The jobs target a Lakebase Autoscaling project and connect with machine-to-machine (M2M) OAuth — there are no static passwords. Each job runs as a Databricks service principal, and the shared helper lakebase_utils.py resolves the project's primary read-write endpoint and mints a short-lived Postgres credential for that identity on every connection, following the psycopg3 connection pattern:

# Resolve projects/<name> -> default branch -> read-write endpoint, then:
endpoint = "projects/<project>/branches/production/endpoints/<id>"
host = w.postgres.get_endpoint(name=endpoint).status.hosts.host
cred = w.postgres.generate_database_credential(endpoint=endpoint)
# cred.token is used as the Postgres password; it is minted inside connect()
# so any reconnect transparently gets a fresh, non-expired token (~1 h lifetime).

The lakebase_project bundle variable names the project; set LAKETS_LAKEBASE_ENDPOINT to skip resolution and pin a specific endpoint path.

You need a service principal to run these jobs, and that service principal must have permission on the Lakebase project to perform the operations the jobs execute (creating/dropping partitions, refreshing RollUps, enforcing retention).

1. A service principal executes the jobs

The bundle's prod target runs every job as a service principal via run_as:

# databricks/bundles/databricks.yml
targets:
prod:
run_as:
service_principal_name: ${var.service_principal_name}

Deploy with the service principal's application ID and the target Lakebase project:

databricks bundle deploy -t prod \
--var="service_principal_name=<sp-application-id>" \
--var="lakebase_project=<project-name>"

The service principal must have indefinitely-lived OAuth (M2M) credentials; follow Authorize service principal access to Databricks with OAuth and Obtain an OAuth token in a machine-to-machine flow.

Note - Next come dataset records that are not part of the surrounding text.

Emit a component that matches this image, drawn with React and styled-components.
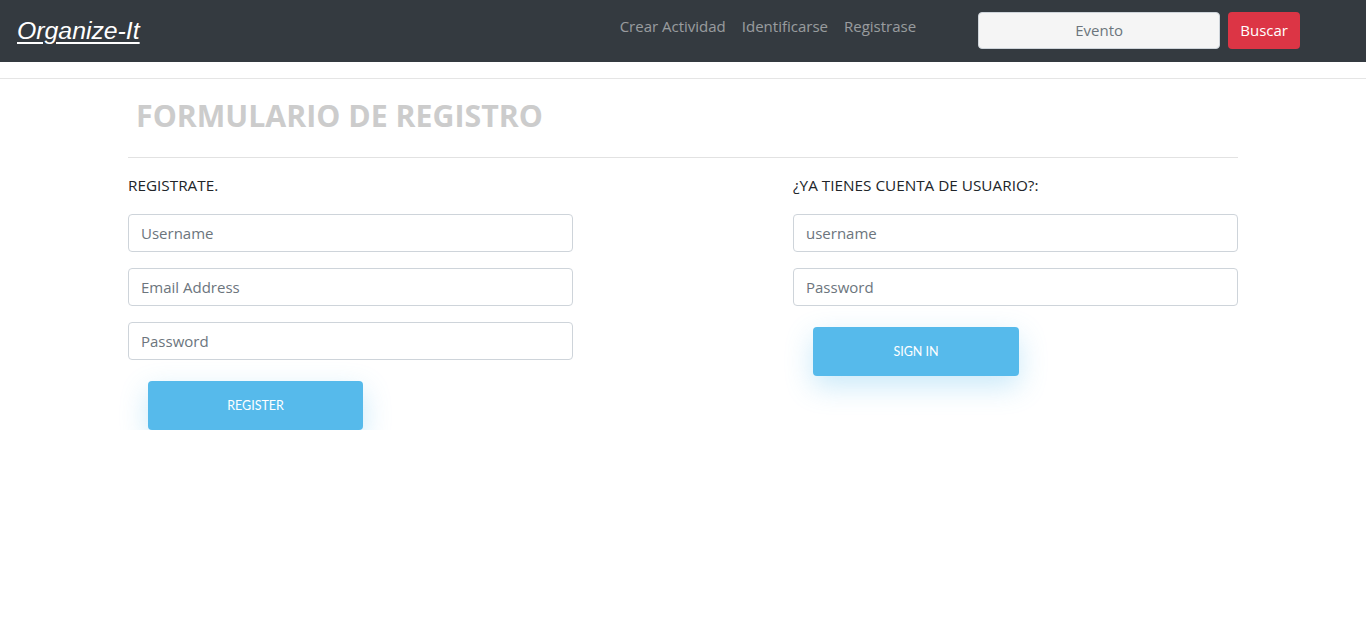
import { createGlobalStyle } from "styled-components";
import styled from "styled-components";

const GlobalStyle = createGlobalStyle`
  body {
    margin: 0;
    background: #fff;
    font-family: "Open Sans", "Noto Sans", sans-serif;
    color: #212529;
  }
  * { box-sizing: border-box; }
`;

const NavBar = styled.nav`
  height: 62px;
  background: #343a40;
  display: flex;
  align-items: center;
  padding: 0 17px;
`;

const Brand = styled.a`
  font-family: "Liberation Sans", Arial, sans-serif;
  font-style: italic;
  font-size: 24.8px;
  color: #fff;
  text-decoration: underline;
  text-underline-offset: 3px;
  text-decoration-thickness: 2px;
  margin-top: -1px;
`;

const NavLinks = styled.div`
  display: flex;
  gap: 16px;
  margin-left: 480px;
  margin-top: -11px;
`;

const NavLink = styled.a`
  font-size: 15px;
  color: rgba(255, 255, 255, 0.5);
  text-decoration: none;
`;

const SearchForm = styled.form`
  display: flex;
  gap: 8px;
  margin-left: 62px;
  margin-top: -2px;
`;

const SearchInput = styled.input`
  width: 242px;
  height: 37px;
  border: 1px solid #ced4da;
  border-radius: 4px;
  background: #f5f5f5;
  text-align: center;
  font-family: inherit;
  font-size: 15px;
  &::placeholder { color: #6c757d; }
`;

const SearchButton = styled.button`
  width: 72px;
  height: 37px;
  border: none;
  border-radius: 4px;
  background: #dc3545;
  color: #fff;
  font-family: inherit;
  font-size: 15px;
`;

const Divider = styled.div`
  margin-top: 16px;
  border-top: 1px solid #e5e5e5;
`;

const Container = styled.main`
  width: 1110px;
  margin: 0 auto;
`;

const Title = styled.h1`
  margin: 0;
  padding: 17px 0 0 8px;
  font-size: 30.3px;
  font-weight: 700;
  color: #cccccc;
  line-height: 40px;
`;

const Rule = styled.hr`
  margin: 21px 0 0;
  border: none;
  border-top: 1px solid #e2e2e2;
`;

const Columns = styled.div`
  display: flex;
  justify-content: space-between;
  padding-top: 17px;
`;

const Column = styled.section`
  width: 445px;
  display: flex;
  flex-direction: column;
`;

const Label = styled.h2`
  margin: 0 0 19px;
  font-size: 15.3px;
  font-weight: 400;
  line-height: 20px;
  color: #212529;
`;

const Field = styled.input`
  height: 38px;
  margin-bottom: 16px;
  padding: 0 12px;
  border: 1px solid #ced4da;
  border-radius: 4px;
  font-family: inherit;
  font-size: 15px;
  &::placeholder { color: #6c757d; }
`;

const ActionButton = styled.button`
  width: ${(p) => p.$width}px;
  height: 49px;
  margin: ${(p) => p.$top}px 0 0 20px;
  border: none;
  border-radius: 4px;
  background: #56baeb;
  color: #fff;
  font-family: Lato, "Open Sans", sans-serif;
  font-size: 12.5px;
  box-shadow: 0 10px 28px rgba(86, 186, 235, 0.32);
`;

export default function App() {
  return (
    <>
      <GlobalStyle />
      <NavBar>
        <Brand href="#">Organize-It</Brand>
        <NavLinks>
          <NavLink href="#">Crear Actividad</NavLink>
          <NavLink href="#">Identificarse</NavLink>
          <NavLink href="#">Registrase</NavLink>
        </NavLinks>
        <SearchForm onSubmit={(e) => e.preventDefault()}>
          <SearchInput placeholder="Evento" />
          <SearchButton>Buscar</SearchButton>
        </SearchForm>
      </NavBar>
      <Divider />
      <Container>
        <Title>FORMULARIO DE REGISTRO</Title>
        <Rule />
        <Columns>
          <Column>
            <Label>REGISTRATE.</Label>
            <Field placeholder="Username" />
            <Field placeholder="Email Address" />
            <Field placeholder="Password" type="password" />
            <ActionButton $width={215} $top={5}>REGISTER</ActionButton>
          </Column>
          <Column>
            <Label>¿YA TIENES CUENTA DE USUARIO?:</Label>
            <Field placeholder="username" />
            <Field placeholder="Password" type="password" />
            <ActionButton $width={206} $top={5}>SIGN IN</ActionButton>
          </Column>
        </Columns>
      </Container>
    </>
  );
}
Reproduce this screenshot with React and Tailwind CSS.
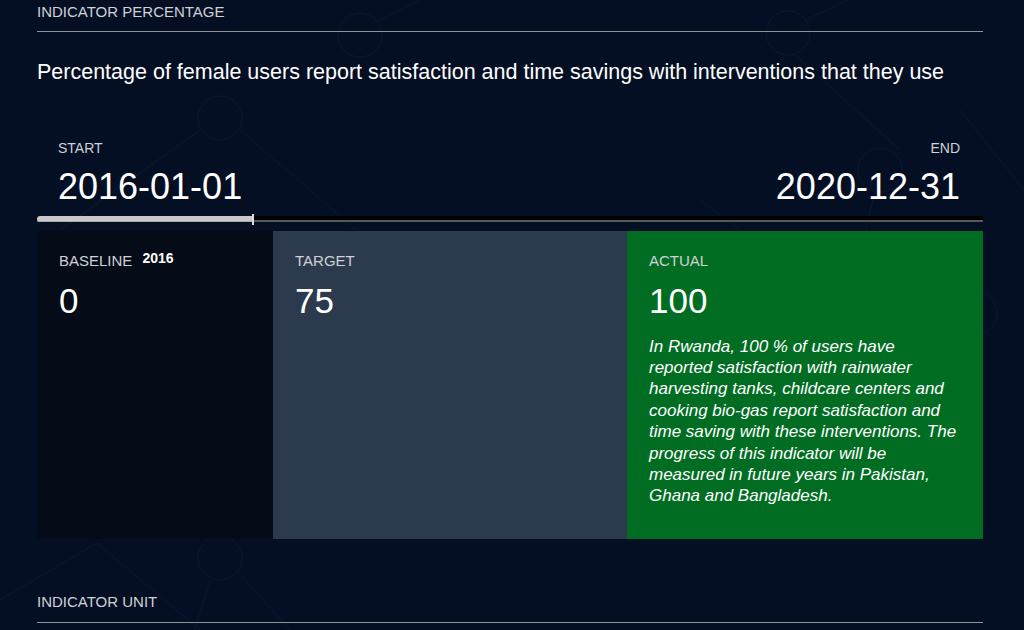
import React from 'react';

const font = { fontFamily: '"Liberation Sans", Arial, sans-serif' };

// faint network pattern behind the page
const Backdrop = () => (
  <svg className="absolute inset-0 w-full h-full pointer-events-none" viewBox="0 0 1024 630" fill="none">
    <g stroke="#0a1830" strokeWidth="1">
      <circle cx="360" cy="35" r="22" />
      <circle cx="788" cy="33" r="22" />
      <circle cx="220" cy="118" r="22" />
      <circle cx="115" cy="312" r="22" />
      <circle cx="838" cy="313" r="22" />
      <circle cx="975" cy="313" r="22" />
      <circle cx="220" cy="558" r="22" />
      <circle cx="880" cy="170" r="22" />
      <line x1="380" y1="20" x2="460" y2="-20" />
      <line x1="805" y1="20" x2="870" y2="-10" />
      <line x1="240" y1="130" x2="380" y2="250" />
      <line x1="200" y1="130" x2="60" y2="230" />
      <line x1="795" y1="55" x2="900" y2="150" />
      <line x1="960" y1="110" x2="1024" y2="190" />
      <line x1="820" y1="290" x2="700" y2="200" />
      <line x1="850" y1="292" x2="875" y2="192" />
      <line x1="97" y1="543" x2="0" y2="600" />
      <line x1="97" y1="543" x2="200" y2="630" />
      <line x1="238" y1="572" x2="290" y2="630" />
      <line x1="210" y1="580" x2="195" y2="630" />
      <line x1="100" y1="330" x2="40" y2="400" />
    </g>
  </svg>
);

const Box = ({ className, children }) => (
  <div className={`flex flex-col px-[22px] pt-[22px] ${className}`}>{children}</div>
);

export default function App() {
  return (
    <div className="relative w-[1024px] h-[630px] overflow-hidden bg-[#040f24] text-white" style={font}>
      <Backdrop />
      <div className="relative pl-[37px] pr-[41px]">
        {/* Header */}
        <div className="pt-[4px] pb-[12px] border-b border-[#8f9398] text-[15px] leading-none text-[#cfd2d6]">
          INDICATOR PERCENTAGE
        </div>

        <h1 className="mt-[30px] text-[21.5px] leading-none">
          Percentage of female users report satisfaction and time savings with interventions that they use
        </h1>

        {/* Dates */}
        <div className="mt-[57px] flex justify-between px-[21px]">
          <div>
            <div className="text-[14px] leading-none text-[#cfd2d6]">START</div>
            <div className="mt-[14px] text-[36px] leading-none">2016-01-01</div>
          </div>
          <div className="text-right pr-[2px]">
            <div className="text-[14px] leading-none text-[#cfd2d6]">END</div>
            <div className="mt-[14px] text-[36px] leading-none">2020-12-31</div>
          </div>
        </div>

        {/* Progress */}
        <div className="mt-[11px] relative h-[6px] bg-black border-b-2 border-[#55585c]">
          <div className="h-[6px] w-[216px] bg-[#c9c9c9] rounded-l-full border-b border-[#a9a9a9]" />
          <div className="absolute left-[215px] -top-[2px] w-[2px] h-[11px] bg-[#dcdcdc]" />
        </div>

        {/* Values */}
        <div className="mt-[9px] flex h-[308px]">
          <Box className="w-[236px] bg-[#050b17]">
            <div className="flex items-start gap-[10px] text-[15px] leading-none">
              <span className="text-[#cfd2d6]">BASELINE</span>
              <span className="relative -top-[2px] text-[14px] font-bold">2016</span>
            </div>
            <div className="mt-[15px] text-[35px] leading-none">0</div>
          </Box>
          <Box className="w-[354px] bg-[#2b3a4d]">
            <div className="text-[15px] leading-none text-[#cfd2d6]">TARGET</div>
            <div className="mt-[15px] text-[35px] leading-none">75</div>
          </Box>
          <Box className="flex-1 bg-[#016d22]">
            <div className="text-[15px] leading-none text-[#cfd2d6]">ACTUAL</div>
            <div className="mt-[15px] text-[35px] leading-none">100</div>
            <p className="mt-[18px] w-[310px] text-[17px] leading-[21.4px] italic">
              In Rwanda, 100 % of users have reported satisfaction with rainwater harvesting tanks, childcare
              centers and cooking bio-gas report satisfaction and time saving with these interventions. The
              progress of this indicator will be measured in future years in Pakistan, Ghana and Bangladesh.
            </p>
          </Box>
        </div>

        {/* Next section */}
        <div className="mt-[55px] pb-[13px] border-b border-[#8f9398] text-[15px] leading-none text-[#cfd2d6]">
          INDICATOR UNIT
        </div>
      </div>
    </div>
  );
}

Inside a Databricks job the SDK resolves this identity automatically; to run a job file outside Databricks, supply the same credentials via the standard environment variables:

export DATABRICKS_HOST="https://<workspace-url>/"
export DATABRICKS_CLIENT_ID="<sp-application-id>"
export DATABRICKS_CLIENT_SECRET="<sp-oauth-secret>"

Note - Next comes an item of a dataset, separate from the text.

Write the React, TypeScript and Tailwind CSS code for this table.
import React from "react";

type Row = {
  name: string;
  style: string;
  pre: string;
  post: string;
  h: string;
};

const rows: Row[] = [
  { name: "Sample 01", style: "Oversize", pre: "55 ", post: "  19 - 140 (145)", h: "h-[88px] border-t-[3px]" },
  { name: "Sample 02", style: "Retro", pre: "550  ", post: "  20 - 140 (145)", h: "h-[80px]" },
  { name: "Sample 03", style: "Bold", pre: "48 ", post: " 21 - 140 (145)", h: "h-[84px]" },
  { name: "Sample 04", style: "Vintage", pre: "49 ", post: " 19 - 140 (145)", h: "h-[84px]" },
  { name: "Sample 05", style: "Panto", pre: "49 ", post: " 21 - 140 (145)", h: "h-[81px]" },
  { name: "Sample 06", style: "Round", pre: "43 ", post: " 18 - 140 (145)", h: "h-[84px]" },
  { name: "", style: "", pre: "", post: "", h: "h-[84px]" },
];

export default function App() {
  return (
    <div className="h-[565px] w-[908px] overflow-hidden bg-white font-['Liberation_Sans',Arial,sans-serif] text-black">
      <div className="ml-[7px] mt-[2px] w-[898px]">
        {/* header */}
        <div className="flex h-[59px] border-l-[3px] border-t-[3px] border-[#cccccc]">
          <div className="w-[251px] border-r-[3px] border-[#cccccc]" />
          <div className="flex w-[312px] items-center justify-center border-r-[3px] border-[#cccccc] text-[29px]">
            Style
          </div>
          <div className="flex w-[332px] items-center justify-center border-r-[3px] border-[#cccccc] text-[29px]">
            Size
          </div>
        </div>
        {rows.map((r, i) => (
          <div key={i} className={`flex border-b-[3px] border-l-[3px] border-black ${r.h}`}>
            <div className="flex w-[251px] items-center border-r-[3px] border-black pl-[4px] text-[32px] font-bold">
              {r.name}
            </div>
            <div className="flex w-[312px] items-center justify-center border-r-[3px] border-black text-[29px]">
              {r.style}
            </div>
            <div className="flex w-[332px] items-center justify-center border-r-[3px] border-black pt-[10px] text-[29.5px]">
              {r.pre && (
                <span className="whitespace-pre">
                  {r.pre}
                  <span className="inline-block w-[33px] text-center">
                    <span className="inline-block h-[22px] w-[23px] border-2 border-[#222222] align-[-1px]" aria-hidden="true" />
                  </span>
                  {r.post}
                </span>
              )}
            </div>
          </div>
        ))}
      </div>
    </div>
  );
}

(Requires databricks-sdk >= 0.81.0 for the Autoscaling w.postgres API.)

2. The service principal needs a Lakebase Postgres role

The OAuth token authenticates as a Postgres role named after the service principal. That role must exist on the Lakebase project's branch and be granted the privileges the jobs use. Connect as a Lakebase admin and grant, for example:

-- Register the service principal as a Postgres role (Databricks-managed identity)
-- and grant the privileges the maintenance jobs need.
GRANT USAGE, CREATE ON SCHEMA public, lakets TO "<sp-application-id>";
GRANT SELECT, INSERT, UPDATE, DELETE ON ALL TABLES IN SCHEMA public, lakets TO "<sp-application-id>";
GRANT EXECUTE ON ALL FUNCTIONS IN SCHEMA lakets TO "<sp-application-id>";

-- Cover objects created later (new partitions, new RollUp tables):
ALTER DEFAULT PRIVILEGES IN SCHEMA public, lakets
GRANT SELECT, INSERT, UPDATE, DELETE ON TABLES TO "<sp-application-id>";

CREATE on public/lakets lets the Partition Manager add partitions and lets Retention drop them (Tiering only flags chunks); EXECUTE on lakets functions covers tier_chunk(), execute_retention(), _ensure_partitions(), refresh_rollup_cascade(), and friends. If your install scripts ran as a different owner, the simplest alternative is to make the service principal the owner of the LakeTS objects (or a member of the owning role).

By default the helper uses the running identity (current_user) as the Postgres role. If your Lakebase role name differs from the service principal's application ID, override it with the LAKETS_PG_ROLE environment variable on the job.